Commenting on the Ford CEO, the Wall Street Journal noted, “Mr. Fields, a 28-year veteran of the company, ran Ford’s core North American unit for several years and served as architect of many of those downsizing efforts. He has overseen several tense negotiations with United Auto Worker officials. He also shrank the company’s European operation earlier last decade, earning a reputation as a hard-nosed leader willing to attack the cumbersome cost structure that long burdened Detroit’s car companies.”

Far from engaging in “tense negotiations” with the UAW, Ford has relied on the union apparatus to suppress opposition to its downsizing plans. Following the ratification of the UAW-Ford contract in 2015, which workers said passed only due to ballot-stuffing by the UAW, Ford executives hailed their union “partners” for pushing through a deal that kept labor cost increases below the rate of inflation—despite a push by workers to recoup lost income after a decade-long wage freeze—and expanded the number of part-time and temporary employees who could be quickly sacked at the first sign of declining sales.

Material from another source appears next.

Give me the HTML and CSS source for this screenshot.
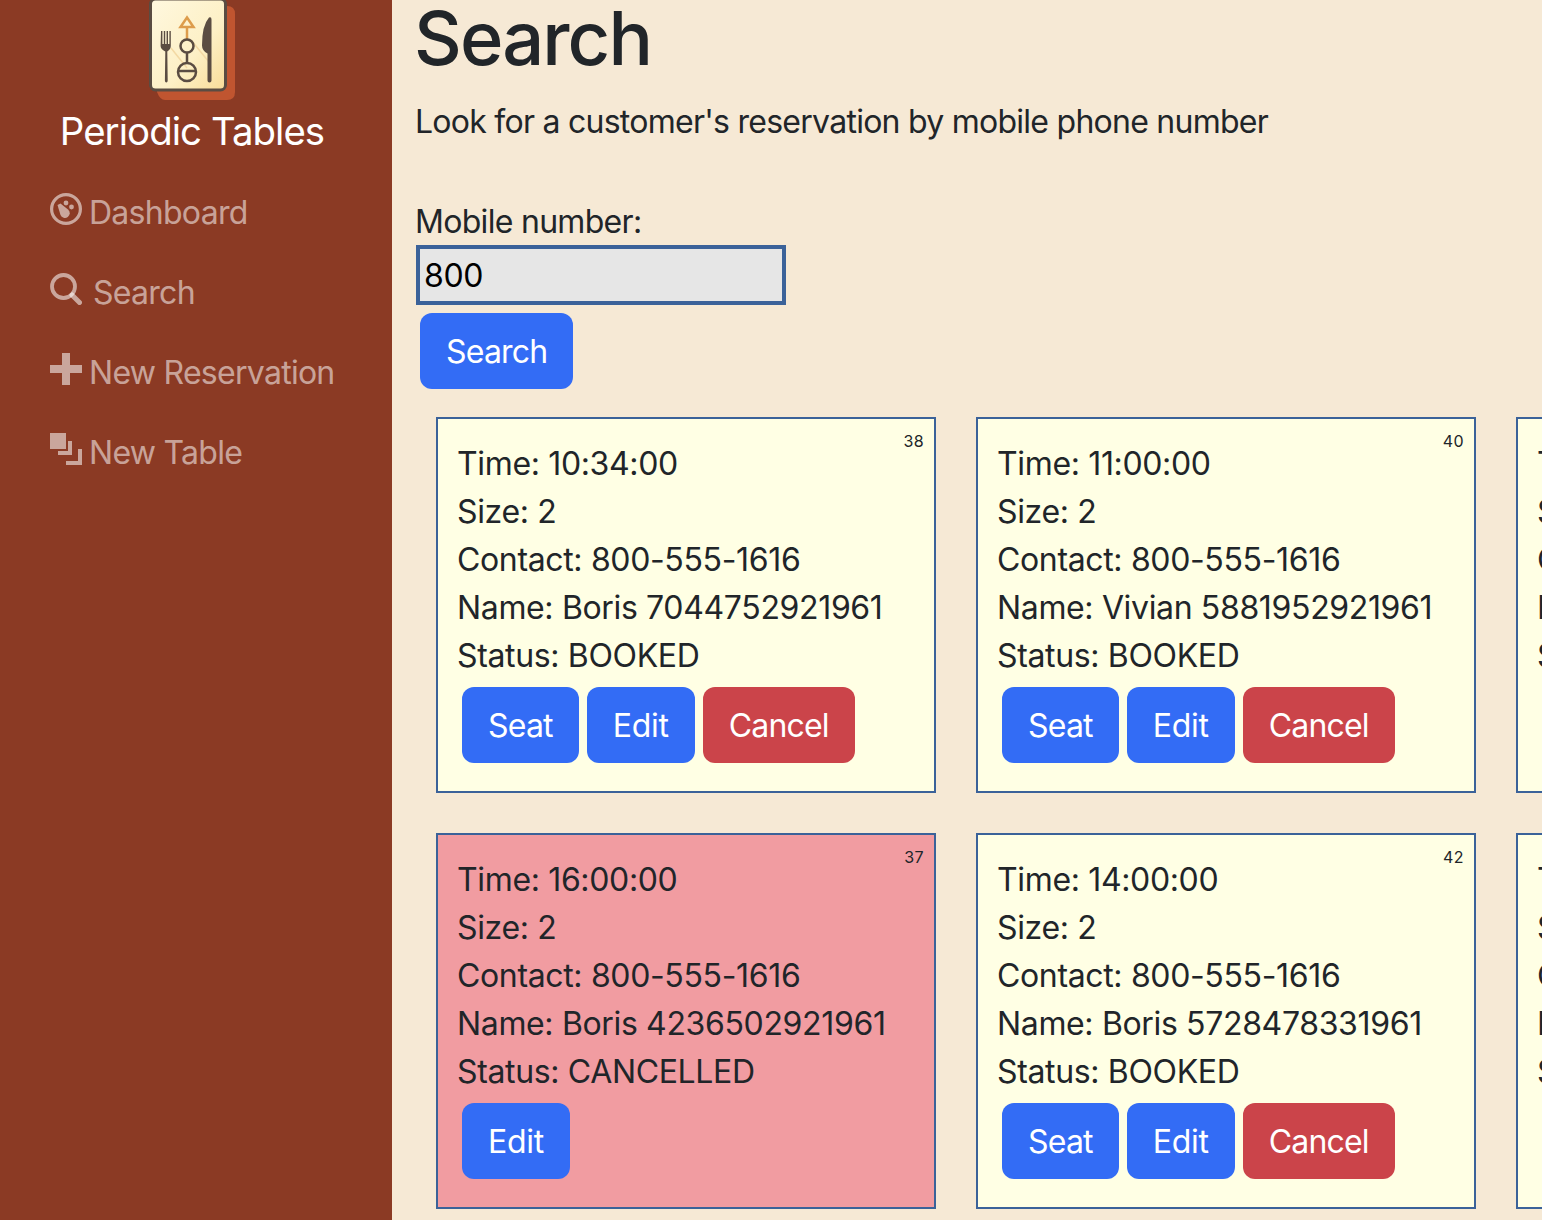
FILE: index.html
```html
<!DOCTYPE html>
<html>
<head>
  <title>Periodic Tables</title>
  <link rel="stylesheet" href="styles.css">
</head>
<body>
  <!-- Sidebar -->
  <aside class="sidebar">
    <a class="brand" href="#">
      <svg class="logo" viewBox="0 0 90 104" width="90" height="104">
        <defs>
          <linearGradient id="card-fill" x1="0" y1="0" x2="1" y2="1">
            <stop offset="0" stop-color="#fff8df"/>
            <stop offset="0.6" stop-color="#fdf0c6"/>
            <stop offset="1" stop-color="#f8dc98"/>
          </linearGradient>
        </defs>
        <path d="M8 6h70q8 0 8 8v78q0 8-8 8H16q-5 0-8-8z" fill="#c05530"/>
        <rect x="1.500" y="-1" width="75" height="91" rx="5" fill="url(#card-fill)" stroke="#5a4c42" stroke-width="3"/>
        <path d="M22 48l16 20M42 40l18 22" fill="none" stroke="#f3d9a4" stroke-width="1.500"/>
        <path d="M38 17.500l6.500 9.500h-13zM38 27v12" fill="none" stroke="#dd9c4c" stroke-width="2.500"/>
        <g fill="none" stroke="#5a4c42" stroke-width="2.500">
          <circle cx="38" cy="46" r="6.500"/>
          <path d="M38 52.500v11"/>
          <circle cx="38" cy="72" r="9"/>
          <path d="M29 71h18"/>
        </g>
        <path d="M12 31h1.400v13h1.400v-13h1.400v13h1.400v-13h1.400v13h1.400v-13h1.400v15q0 3-3.500 5.500l.4 29q0 2-1.400 2t-1.400-2l.4-29q-4.700-2.500-4.700-5.500z" fill="#5a4c42"/>
        <path d="M60 17.500q2.500-1 2.500 2v61q0 2-2 2t-2-2v-27q-5.500-3-5.500-8 0-20 7-28z" fill="#5a4c42"/>
      </svg>
      <span class="brand-name">Periodic Tables</span>
    </a>
    <nav class="side-nav">
      <a href="#">
        <svg class="nav-icon" viewBox="0 0 32 32"><circle cx="16" cy="16" r="14.400" fill="none" stroke="currentColor" stroke-width="3.200"/><path d="M7.500 12l3-1.500 7.500 6a4.800 4.800 0 1 1-7.500 5.500z" fill="currentColor"/><circle cx="16" cy="10" r="2.400" fill="currentColor"/><circle cx="21.500" cy="14" r="2.400" fill="currentColor"/></svg>
        <span>Dashboard</span>
      </a>
      <a href="#" class="nav-search">
        <svg class="nav-icon" viewBox="0 0 32 32"><circle cx="13.500" cy="13.500" r="11.500" fill="none" stroke="currentColor" stroke-width="3.800"/><path d="M22 22l7.500 7.500" stroke="currentColor" stroke-width="5" stroke-linecap="round"/></svg>
        <span>Search</span>
      </a>
      <a href="#">
        <svg class="nav-icon" viewBox="0 0 32 32"><path d="M12 0h8v12h12v8H20v12h-8V20H0v-8h12z" fill="currentColor"/></svg>
        <span>New Reservation</span>
      </a>
      <a href="#">
        <svg class="nav-icon" viewBox="0 0 32 32"><path d="M0 0h16v16H0zM18 8h4v14H8v-4h10zM28 16h4v16H16v-4h12z" fill="currentColor"/></svg>
        <span>New Table</span>
      </a>
    </nav>
  </aside>

  <!-- Search page -->
  <main class="content">
    <h1>Search</h1>
    <p class="lead">Look for a customer's reservation by mobile phone number</p>

    <form class="search-form">
      <label for="mobile">Mobile number:</label>
      <input id="mobile" type="text" value="800">
      <button class="btn btn-primary search-btn" type="button">Search</button>
    </form>

    <div class="reservations">
      <div class="card">
        <span class="card-id">38</span>
        <p>Time: 10:34:00</p>
        <p>Size: 2</p>
        <p>Contact: 800-555-1616</p>
        <p>Name: Boris 7044752921961</p>
        <p>Status: BOOKED</p>
        <div class="card-actions">
          <button class="btn btn-primary" type="button">Seat</button>
          <button class="btn btn-primary btn-edit" type="button">Edit</button>
          <button class="btn btn-danger" type="button">Cancel</button>
        </div>
      </div>
      <div class="card">
        <span class="card-id">40</span>
        <p>Time: 11:00:00</p>
        <p>Size: 2</p>
        <p>Contact: 800-555-1616</p>
        <p>Name: Vivian 5881952921961</p>
        <p>Status: BOOKED</p>
        <div class="card-actions">
          <button class="btn btn-primary" type="button">Seat</button>
          <button class="btn btn-primary btn-edit" type="button">Edit</button>
          <button class="btn btn-danger" type="button">Cancel</button>
        </div>
      </div>
      <div class="card">
        <span class="card-id">41</span>
        <p>Time: 12:00:00</p>
        <p>Size: 2</p>
        <p>Contact: 800-555-1616</p>
        <p>Name: Boris 5728478331961</p>
        <p>Status: BOOKED</p>
        <div class="card-actions">
          <button class="btn btn-primary" type="button">Seat</button>
          <button class="btn btn-primary btn-edit" type="button">Edit</button>
          <button class="btn btn-danger" type="button">Cancel</button>
        </div>
      </div>
      <div class="card cancelled">
        <span class="card-id">37</span>
        <p>Time: 16:00:00</p>
        <p>Size: 2</p>
        <p>Contact: 800-555-1616</p>
        <p>Name: Boris 4236502921961</p>
        <p>Status: CANCELLED</p>
        <div class="card-actions">
          <button class="btn btn-primary btn-edit" type="button">Edit</button>
        </div>
      </div>
      <div class="card">
        <span class="card-id">42</span>
        <p>Time: 14:00:00</p>
        <p>Size: 2</p>
        <p>Contact: 800-555-1616</p>
        <p>Name: Boris 5728478331961</p>
        <p>Status: BOOKED</p>
        <div class="card-actions">
          <button class="btn btn-primary" type="button">Seat</button>
          <button class="btn btn-primary btn-edit" type="button">Edit</button>
          <button class="btn btn-danger" type="button">Cancel</button>
        </div>
      </div>
      <div class="card">
        <span class="card-id">43</span>
        <p>Time: 15:00:00</p>
        <p>Size: 2</p>
        <p>Contact: 800-555-1616</p>
        <p>Name: Vivian 5881952921961</p>
        <p>Status: BOOKED</p>
        <div class="card-actions">
          <button class="btn btn-primary" type="button">Seat</button>
          <button class="btn btn-primary btn-edit" type="button">Edit</button>
          <button class="btn btn-danger" type="button">Cancel</button>
        </div>
      </div>
    </div>
  </main>
</body>
</html>
```

FILE: styles.css
```css
/* General Styles */
body {
    margin: 0;
    display: flex;
    height: 1220px;
    overflow: hidden;
    font-family: Inter, "Liberation Sans", sans-serif;
    font-size: 32px;
    line-height: 48px;
    color: #212529;
    background-color: #f6e9d5;
}

/* Sidebar */
.sidebar {
    flex: 0 0 392px;
    background-color: #8b3a24;
}

.brand {
    display: flex;
    flex-direction: column;
    align-items: center;
    padding-right: 8px;
    color: white;
    text-decoration: none;
}

.logo {
    display: block;
    margin-left: 4px;
}

.brand-name {
    margin-top: 3px;
    font-size: 38.4px;
    line-height: 48px;
    letter-spacing: -0.95px;
}

.side-nav {
    display: flex;
    flex-direction: column;
    gap: 32px;
    padding: 34px 0 0 50px;
}

.side-nav a {
    display: flex;
    align-items: center;
    gap: 7px;
    height: 48px;
    color: rgba(255, 255, 255, 0.55);
    text-decoration: none;
    letter-spacing: -0.72px;
}

.side-nav .nav-search {
    gap: 11px;
}

.nav-icon {
    width: 32px;
    height: 32px;
    flex: none;
    margin-top: -8px;
}

/* Main content */
.content {
    flex: 1;
    min-width: 0;
    padding-left: 24px;
    overflow: hidden;
}

h1 {
    margin: -10px 0 0 -2px;
    font-size: 74px;
    font-weight: 500;
    line-height: 96px;
    letter-spacing: -1.9px;
}

.lead {
    margin: 12px 0 0 -1px;
    letter-spacing: -0.74px;
}

/* Search form */
.search-form {
    margin-top: 52px;
}

.search-form label {
    display: block;
    margin: 0 0 -1px -1px;
    letter-spacing: -0.7px;
}

.search-form input {
    display: block;
    box-sizing: border-box;
    width: 370px;
    height: 60px;
    margin: 0;
    padding: 0 4px;
    border: 4px solid #3b6299;
    border-radius: 0;
    outline: none;
    background-color: #e6e6e6;
    color: black;
    font-family: inherit;
    font-size: 32px;
    letter-spacing: -0.4px;
}

.btn {
    height: 76px;
    padding: 0 26px;
    border: none;
    border-radius: 12px;
    color: white;
    font-family: inherit;
    font-size: 32px;
    letter-spacing: -0.8px;
}

.btn-edit {
    letter-spacing: -0.25px;
}

.btn-primary {
    background-color: #336cf5;
}

.btn-danger {
    background-color: #cb444a;
    letter-spacing: -0.85px;
}

.search-btn {
    display: block;
    margin: 8px 0 0 4px;
}

/* Reservation cards */
.reservations {
    display: grid;
    grid-template-columns: repeat(3, 500px);
    gap: 40px;
    margin: 28px 0 0 20px;
}

.card {
    position: relative;
    box-sizing: border-box;
    height: 376px;
    padding: 21px 20px 0 19px;
    border: 2px solid #3b6299;
    background-color: #ffffe4;
}

.card.cancelled {
    background-color: #f19ca1;
}

.card p {
    margin: 0;
    letter-spacing: -0.35px;
    white-space: nowrap;
}

.card-id {
    position: absolute;
    top: 10px;
    right: 10px;
    font-size: 16px;
    line-height: 24px;
    letter-spacing: 0.4px;
}

.card-actions {
    display: flex;
    gap: 8px;
    margin: 7px 0 0 5px;
}
```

“We’ve just had a bunch of new people hire in,” James, a worker with five years at Ford’s Chicago Assembly Plant, told the World Socialist Web Site. “I can’t imagine how that would affect you, if you had just started getting your financials in order, and now you’re about to lose your job.

“At the end of the day, investors’ dividends have been breaking records. They’ve got plenty of money. The company and us, we have different needs altogether, but they’re more concerned about the investors’ profits. That’s the problem with capitalism, this whole society and the powers that be.”